§ Given information
■ ■ ■ ■ ■ ■ ■

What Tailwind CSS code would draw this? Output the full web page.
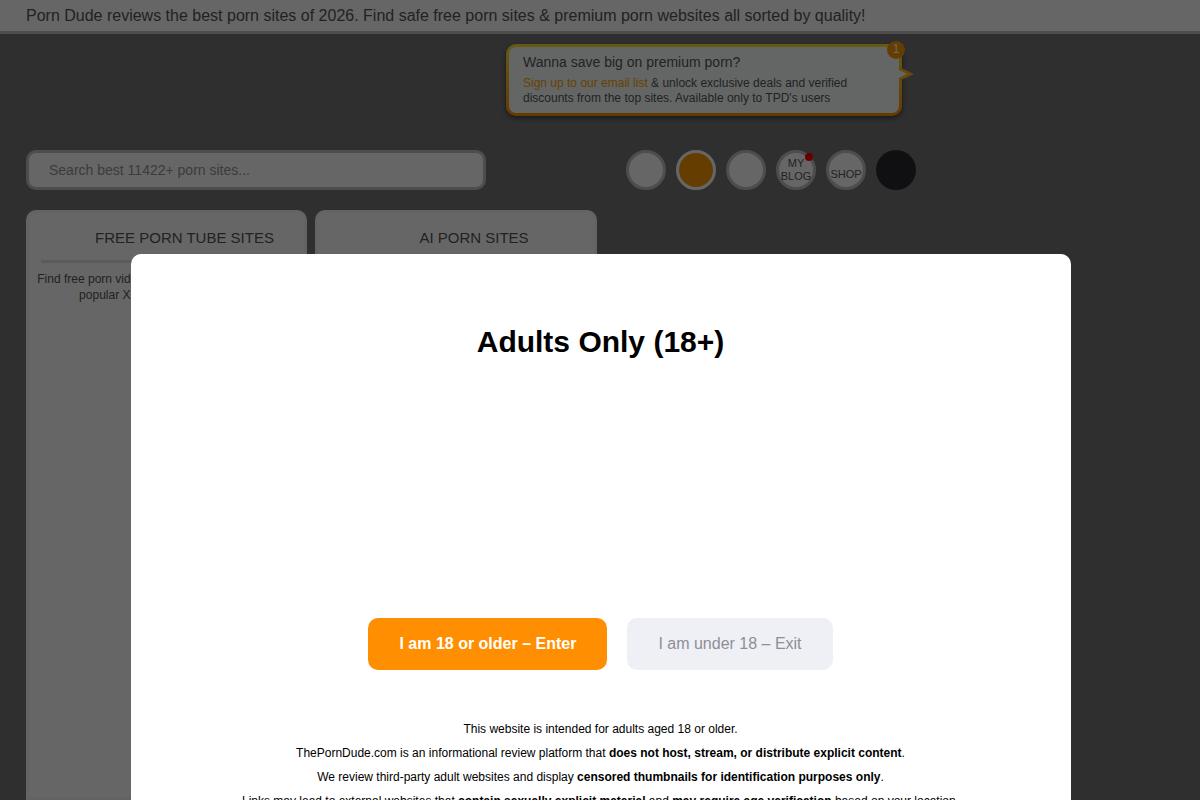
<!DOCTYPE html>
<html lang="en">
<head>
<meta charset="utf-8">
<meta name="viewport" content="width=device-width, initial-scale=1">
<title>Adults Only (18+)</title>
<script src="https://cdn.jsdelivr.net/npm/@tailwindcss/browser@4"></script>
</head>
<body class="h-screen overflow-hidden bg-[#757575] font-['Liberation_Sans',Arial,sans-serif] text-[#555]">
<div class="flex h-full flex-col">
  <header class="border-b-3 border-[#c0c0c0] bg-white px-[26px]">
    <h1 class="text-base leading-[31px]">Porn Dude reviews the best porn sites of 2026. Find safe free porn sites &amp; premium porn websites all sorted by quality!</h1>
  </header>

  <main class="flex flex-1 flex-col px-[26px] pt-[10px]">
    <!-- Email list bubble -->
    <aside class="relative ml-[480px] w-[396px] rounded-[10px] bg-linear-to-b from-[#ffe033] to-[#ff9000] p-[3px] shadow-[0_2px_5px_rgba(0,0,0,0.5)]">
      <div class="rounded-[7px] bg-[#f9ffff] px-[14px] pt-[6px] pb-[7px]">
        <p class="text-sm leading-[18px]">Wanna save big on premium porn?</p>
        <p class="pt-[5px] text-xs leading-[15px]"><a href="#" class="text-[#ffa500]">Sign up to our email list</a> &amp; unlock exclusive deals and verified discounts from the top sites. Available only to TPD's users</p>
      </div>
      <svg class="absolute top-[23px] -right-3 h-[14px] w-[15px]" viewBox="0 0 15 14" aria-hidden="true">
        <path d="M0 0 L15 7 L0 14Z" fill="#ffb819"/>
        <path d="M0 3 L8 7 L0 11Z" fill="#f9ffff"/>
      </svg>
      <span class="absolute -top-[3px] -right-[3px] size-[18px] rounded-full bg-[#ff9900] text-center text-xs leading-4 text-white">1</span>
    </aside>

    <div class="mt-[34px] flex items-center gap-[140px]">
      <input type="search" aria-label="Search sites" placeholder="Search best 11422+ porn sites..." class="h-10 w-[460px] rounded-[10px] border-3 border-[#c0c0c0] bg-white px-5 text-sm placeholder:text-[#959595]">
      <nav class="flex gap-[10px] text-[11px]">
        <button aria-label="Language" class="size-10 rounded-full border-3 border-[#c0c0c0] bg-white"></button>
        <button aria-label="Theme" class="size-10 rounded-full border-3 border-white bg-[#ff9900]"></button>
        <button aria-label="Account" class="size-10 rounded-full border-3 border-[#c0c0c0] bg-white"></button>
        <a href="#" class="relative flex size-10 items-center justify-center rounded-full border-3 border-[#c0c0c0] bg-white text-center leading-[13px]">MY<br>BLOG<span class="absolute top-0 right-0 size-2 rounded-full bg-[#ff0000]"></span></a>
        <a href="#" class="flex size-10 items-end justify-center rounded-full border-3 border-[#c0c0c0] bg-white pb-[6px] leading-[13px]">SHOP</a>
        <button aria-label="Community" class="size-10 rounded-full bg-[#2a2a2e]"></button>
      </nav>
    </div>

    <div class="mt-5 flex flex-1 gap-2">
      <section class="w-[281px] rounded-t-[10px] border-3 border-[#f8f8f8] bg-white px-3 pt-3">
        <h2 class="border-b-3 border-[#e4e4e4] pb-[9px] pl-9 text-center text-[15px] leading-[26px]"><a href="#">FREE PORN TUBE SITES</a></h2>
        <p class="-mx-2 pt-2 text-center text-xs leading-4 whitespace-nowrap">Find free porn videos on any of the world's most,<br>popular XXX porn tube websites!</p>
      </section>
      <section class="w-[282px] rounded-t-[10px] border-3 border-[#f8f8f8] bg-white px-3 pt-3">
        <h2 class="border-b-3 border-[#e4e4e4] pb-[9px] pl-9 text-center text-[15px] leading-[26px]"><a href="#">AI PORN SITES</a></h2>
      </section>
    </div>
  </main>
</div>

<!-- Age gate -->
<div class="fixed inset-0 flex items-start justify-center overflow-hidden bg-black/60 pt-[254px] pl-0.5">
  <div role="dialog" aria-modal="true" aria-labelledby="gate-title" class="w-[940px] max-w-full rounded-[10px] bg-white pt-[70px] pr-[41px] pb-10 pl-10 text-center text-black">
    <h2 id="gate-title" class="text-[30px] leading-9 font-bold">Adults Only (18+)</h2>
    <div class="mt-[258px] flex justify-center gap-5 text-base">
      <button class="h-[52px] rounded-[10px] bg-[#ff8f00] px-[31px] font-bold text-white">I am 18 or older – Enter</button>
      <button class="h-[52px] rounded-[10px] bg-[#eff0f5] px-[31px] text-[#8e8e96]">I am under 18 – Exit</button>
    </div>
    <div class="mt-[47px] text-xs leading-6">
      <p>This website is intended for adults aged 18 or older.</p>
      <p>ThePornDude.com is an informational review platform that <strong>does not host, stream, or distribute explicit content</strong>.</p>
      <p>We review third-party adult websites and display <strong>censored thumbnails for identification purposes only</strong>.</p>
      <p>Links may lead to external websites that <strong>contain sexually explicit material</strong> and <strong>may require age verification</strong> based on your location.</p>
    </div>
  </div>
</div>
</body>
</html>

■ ■ ■ ■ ■ ■ ■

§ Objective
Write out each line of the data exactly; the images should be left out.

§ Answer to this problem
What Tailwind CSS code would draw this? Output the full web page.
<!DOCTYPE html>
<html lang="en">
<head>
<meta charset="utf-8">
<meta name="viewport" content="width=device-width, initial-scale=1">
<title>Adults Only (18+)</title>
<script src="https://cdn.jsdelivr.net/npm/@tailwindcss/browser@4"></script>
</head>
<body class="h-screen overflow-hidden bg-[#757575] font-['Liberation_Sans',Arial,sans-serif] text-[#555]">
<div class="flex h-full flex-col">
  <header class="border-b-3 border-[#c0c0c0] bg-white px-[26px]">
    <h1 class="text-base leading-[31px]">Porn Dude reviews the best porn sites of 2026. Find safe free porn sites &amp; premium porn websites all sorted by quality!</h1>
  </header>

  <main class="flex flex-1 flex-col px-[26px] pt-[10px]">
    <!-- Email list bubble -->
    <aside class="relative ml-[480px] w-[396px] rounded-[10px] bg-linear-to-b from-[#ffe033] to-[#ff9000] p-[3px] shadow-[0_2px_5px_rgba(0,0,0,0.5)]">
      <div class="rounded-[7px] bg-[#f9ffff] px-[14px] pt-[6px] pb-[7px]">
        <p class="text-sm leading-[18px]">Wanna save big on premium porn?</p>
        <p class="pt-[5px] text-xs leading-[15px]"><a href="#" class="text-[#ffa500]">Sign up to our email list</a> &amp; unlock exclusive deals and verified discounts from the top sites. Available only to TPD's users</p>
      </div>
      <svg class="absolute top-[23px] -right-3 h-[14px] w-[15px]" viewBox="0 0 15 14" aria-hidden="true">
        <path d="M0 0 L15 7 L0 14Z" fill="#ffb819"/>
        <path d="M0 3 L8 7 L0 11Z" fill="#f9ffff"/>
      </svg>
      <span class="absolute -top-[3px] -right-[3px] size-[18px] rounded-full bg-[#ff9900] text-center text-xs leading-4 text-white">1</span>
    </aside>

    <div class="mt-[34px] flex items-center gap-[140px]">
      <input type="search" aria-label="Search sites" placeholder="Search best 11422+ porn sites..." class="h-10 w-[460px] rounded-[10px] border-3 border-[#c0c0c0] bg-white px-5 text-sm placeholder:text-[#959595]">
      <nav class="flex gap-[10px] text-[11px]">
        <button aria-label="Language" class="size-10 rounded-full border-3 border-[#c0c0c0] bg-white"></button>
        <button aria-label="Theme" class="size-10 rounded-full border-3 border-white bg-[#ff9900]"></button>
        <button aria-label="Account" class="size-10 rounded-full border-3 border-[#c0c0c0] bg-white"></button>
        <a href="#" class="relative flex size-10 items-center justify-center rounded-full border-3 border-[#c0c0c0] bg-white text-center leading-[13px]">MY<br>BLOG<span class="absolute top-0 right-0 size-2 rounded-full bg-[#ff0000]"></span></a>
        <a href="#" class="flex size-10 items-end justify-center rounded-full border-3 border-[#c0c0c0] bg-white pb-[6px] leading-[13px]">SHOP</a>
        <button aria-label="Community" class="size-10 rounded-full bg-[#2a2a2e]"></button>
      </nav>
    </div>

    <div class="mt-5 flex flex-1 gap-2">
      <section class="w-[281px] rounded-t-[10px] border-3 border-[#f8f8f8] bg-white px-3 pt-3">
        <h2 class="border-b-3 border-[#e4e4e4] pb-[9px] pl-9 text-center text-[15px] leading-[26px]"><a href="#">FREE PORN TUBE SITES</a></h2>
        <p class="-mx-2 pt-2 text-center text-xs leading-4 whitespace-nowrap">Find free porn videos on any of the world's most,<br>popular XXX porn tube websites!</p>
      </section>
      <section class="w-[282px] rounded-t-[10px] border-3 border-[#f8f8f8] bg-white px-3 pt-3">
        <h2 class="border-b-3 border-[#e4e4e4] pb-[9px] pl-9 text-center text-[15px] leading-[26px]"><a href="#">AI PORN SITES</a></h2>
      </section>
    </div>
  </main>
</div>

<!-- Age gate -->
<div class="fixed inset-0 flex items-start justify-center overflow-hidden bg-black/60 pt-[254px] pl-0.5">
  <div role="dialog" aria-modal="true" aria-labelledby="gate-title" class="w-[940px] max-w-full rounded-[10px] bg-white pt-[70px] pr-[41px] pb-10 pl-10 text-center text-black">
    <h2 id="gate-title" class="text-[30px] leading-9 font-bold">Adults Only (18+)</h2>
    <div class="mt-[258px] flex justify-center gap-5 text-base">
      <button class="h-[52px] rounded-[10px] bg-[#ff8f00] px-[31px] font-bold text-white">I am 18 or older – Enter</button>
      <button class="h-[52px] rounded-[10px] bg-[#eff0f5] px-[31px] text-[#8e8e96]">I am under 18 – Exit</button>
    </div>
    <div class="mt-[47px] text-xs leading-6">
      <p>This website is intended for adults aged 18 or older.</p>
      <p>ThePornDude.com is an informational review platform that <strong>does not host, stream, or distribute explicit content</strong>.</p>
      <p>We review third-party adult websites and display <strong>censored thumbnails for identification purposes only</strong>.</p>
      <p>Links may lead to external websites that <strong>contain sexually explicit material</strong> and <strong>may require age verification</strong> based on your location.</p>
    </div>
  </div>
</div>
</body>
</html>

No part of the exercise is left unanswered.